→ **WHAT TO WORK ON**
Take every line from the first down to the line with "import React from" and set it down exactly, without the pictures.

→ **DATA EXCERPT**
------------------------------------------------

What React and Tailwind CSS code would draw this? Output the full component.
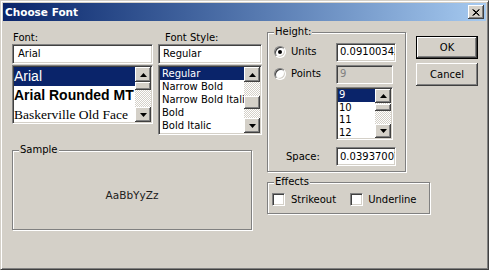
import React from "react";

const ui = "font-['DejaVu_Sans',sans-serif] text-[10px] leading-[12px] text-black";
const sunken =
  "border border-t-[#808080] border-l-[#808080] border-b-white border-r-white shadow-[inset_1px_1px_0_#404040,inset_-1px_-1px_0_#d4d0c8]";
const raised =
  "bg-[#d4d0c8] shadow-[inset_-1px_-1px_0_#404040,inset_1px_1px_0_#ffffff,inset_-2px_-2px_0_#808080]";
const checker =
  "bg-[image:repeating-conic-gradient(#ffffff_0_25%,#d4d0c8_0_50%)] bg-[length:2px_2px]";
const groupBox =
  "border border-[#808080] shadow-[1px_1px_0_#ffffff,inset_1px_1px_0_#ffffff] p-0 m-0 min-w-0";

function Arrow({ up }) {
  return (
    <svg width="7" height="4" viewBox="0 0 7 4">
      <polygon points={up ? "3.5,0 7,4 0,4" : "0,0 7,0 3.5,4"} fill="#000" />
    </svg>
  );
}

function ScrollBtn({ up, h }) {
  return (
    <div className={`${raised} flex w-[16px] shrink-0 items-center justify-center ${h}`}>
      <Arrow up={up} />
    </div>
  );
}

function ScrollBar({ btn, before, thumb }) {
  return (
    <div className="flex w-[16px] shrink-0 flex-col">
      <ScrollBtn up h={btn} />
      <div className={`${checker} ${before}`} />
      <div className={`${raised} ${thumb}`} />
      <div className={`${checker} flex-1`} />
      <ScrollBtn h={btn} />
    </div>
  );
}

function Legend({ children }) {
  return <legend className="ml-[6px] bg-[#d4d0c8] px-[1px] leading-[12px]">{children}</legend>;
}

function Radio({ checked }) {
  return (
    <div className="flex h-[12px] w-[12px] shrink-0 items-center justify-center rounded-full border border-t-[#808080] border-l-[#808080] border-b-white border-r-white bg-white shadow-[inset_1px_1px_0_#404040,inset_-1px_-1px_0_#d4d0c8]">
      {checked && <div className="h-[4px] w-[4px] rounded-full bg-black" />}
    </div>
  );
}

function Check() {
  return <div className={`${sunken} h-[13px] w-[13px] shrink-0 bg-white`} />;
}

export default function App() {
  return (
    <div className={`${ui} h-[274px] w-[493px] overflow-hidden bg-white`}>
      <div className="flex h-[270px] w-[489px] flex-col border border-t-[#d4d0c8] border-l-[#d4d0c8] border-b-[#404040] border-r-[#404040] bg-[#d4d0c8] p-[2px] shadow-[inset_1px_1px_0_#ffffff,inset_-1px_-1px_0_#808080]">
        {/* title bar */}
        <div className="flex h-[18px] shrink-0 items-center justify-between bg-gradient-to-r from-[#0a246a] to-[#a6caf0] pl-[2px] pr-[2px]">
          <span className="text-[10.5px] font-bold text-white">Choose Font</span>
          <div className={`${raised} flex h-[14px] w-[16px] items-center justify-center`}>
            <svg width="8" height="7" viewBox="0 0 8 7">
              <path d="M0.5 0.5 L7 6.5 M1.5 0.5 L7.5 6.5 M7 0.5 L0.5 6.5 M7.5 0.5 L1.5 6.5" stroke="#000" strokeWidth="1" />
            </svg>
          </div>
        </div>

        {/* body */}
        <div className="flex pl-[9px] pt-[5px]">
          {/* left column */}
          <div className="flex w-[250px] flex-col">
            <div className="flex items-start gap-[5px]">
              <div className="flex w-[141px] flex-col">
                <div className="mt-[6px] h-[12px] pl-[1px]">Font:</div>
                <div className={`${sunken} flex h-[20px] items-center bg-white pl-[5px]`}>Arial</div>
                <div className={`${sunken} mt-[1px] flex h-[59px] bg-white p-[1px]`}>
                  <div className="min-w-0 flex-1 overflow-hidden whitespace-nowrap">
                    <div className="h-[19px] bg-[#0a246a] font-['Liberation_Sans',sans-serif] text-[14px] leading-[19px] text-white">
                      Arial
                    </div>
                    <div className="h-[19px] font-['Liberation_Sans',sans-serif] text-[14px] font-bold leading-[19px]">
                      Arial Rounded MT
                    </div>
                    <div className="h-[19px] font-['Liberation_Serif',serif] text-[13.5px] leading-[19px]">
                      Baskerville Old Face
                    </div>
                  </div>
                  <ScrollBar btn="h-[15px]" before="h-0" thumb="h-[8px]" />
                </div>
              </div>

              <div className="flex w-[104px] flex-col">
                <div className="mt-[6px] h-[12px] pl-[7px]">Font Style:</div>
                <div className={`${sunken} flex h-[20px] items-center bg-white pl-[4px]`}>Regular</div>
                <div className={`${sunken} mt-[1px] flex h-[70px] bg-white p-[1px]`}>
                  <div className="min-w-0 flex-1 overflow-hidden whitespace-nowrap leading-[13px]">
                    <div className="h-[13px] bg-[#0a246a] pl-[2px] text-white">Regular</div>
                    <div className="h-[13px] pl-[2px]">Narrow Bold</div>
                    <div className="h-[13px] pl-[2px]">Narrow Bold Italic</div>
                    <div className="h-[13px] pl-[2px]">Bold</div>
                    <div className="h-[13px] pl-[2px]">Bold Italic</div>
                  </div>
                  <ScrollBar btn="h-[15px]" before="h-[14px]" thumb="h-[13px]" />
                </div>
              </div>
            </div>

            <fieldset className={`${groupBox} mt-[9px] h-[86px] w-[240px]`}>
              <Legend>Sample</Legend>
              <div className="flex h-[72px] items-center justify-center pt-[6px] text-[10.5px] text-[#202020]">AaBbYyZz</div>
            </fieldset>
          </div>

          {/* right side */}
          <div className="ml-[5px] flex flex-col">
            <div className="flex items-start">
              <fieldset className={`${groupBox} h-[146px] w-[139px]`}>
                <Legend>Height:</Legend>
                <div className="flex flex-col pl-[6px]">
                  <div className="mt-[5px] flex h-[18px] items-center">
                    <div className="flex w-[62px] items-center gap-[5px]">
                      <Radio checked />
                      <span>Units</span>
                    </div>
                    <div className={`${sunken} flex h-[19px] w-[60px] items-center overflow-hidden whitespace-nowrap bg-white pl-[3px]`}>
                      0.0910034216
                    </div>
                  </div>
                  <div className="mt-[4px] flex h-[18px] items-center">
                    <div className="flex w-[62px] items-center gap-[5px]">
                      <Radio />
                      <span>Points</span>
                    </div>
                    <div className={`${sunken} flex h-[19px] w-[57px] items-center bg-[#d4d0c8] pl-[3px] text-[#808080]`}>9</div>
                  </div>
                  <div className={`${sunken} ml-[62px] mt-[4px] flex h-[53px] w-[57px] bg-white p-[1px]`}>
                    <div className="min-w-0 flex-1 overflow-hidden leading-[12.5px]">
                      <div className="h-[12.5px] bg-[#0a246a] pl-[1px] text-white">9</div>
                      <div className="h-[12.5px] pl-[1px]">10</div>
                      <div className="h-[12.5px] pl-[1px]">11</div>
                      <div className="h-[12.5px] pl-[1px]">12</div>
                    </div>
                    <ScrollBar btn="h-[14px]" before="h-[1px]" thumb="h-[7px]" />
                  </div>
                  <div className="mt-[7px] flex h-[19px] items-center">
                    <div className="w-[62px] pl-[12px]">Space:</div>
                    <div className={`${sunken} flex h-[19px] w-[60px] items-center overflow-hidden whitespace-nowrap bg-white pl-[3px]`}>
                      0.0393700787
                    </div>
                  </div>
                </div>
              </fieldset>

              <div className="ml-[10px] mt-[10px] flex w-[62px] flex-col gap-[4px]">
                <div className="border border-black">
                  <div className={`${raised} flex h-[21px] items-center justify-center`}>OK</div>
                </div>
                <div className={`${raised} flex h-[23px] items-center justify-center`}>Cancel</div>
              </div>
            </div>

            <fieldset className={`${groupBox} mt-[4px] h-[38px] w-[163px]`}>
              <Legend>Effects</Legend>
              <div className="mt-[5px] flex h-[13px] items-center pl-[4px]">
                <Check />
                <span className="ml-[6px]">Strikeout</span>
                <div className="ml-[14px]">
                  <Check />
                </div>
                <span className="ml-[5px]">Underline</span>
              </div>
            </fieldset>
          </div>
        </div>
      </div>
    </div>
  );
}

------------------------------------------------

→ **RESULT BELOW**
What React and Tailwind CSS code would draw this? Output the full component.
import React from "react";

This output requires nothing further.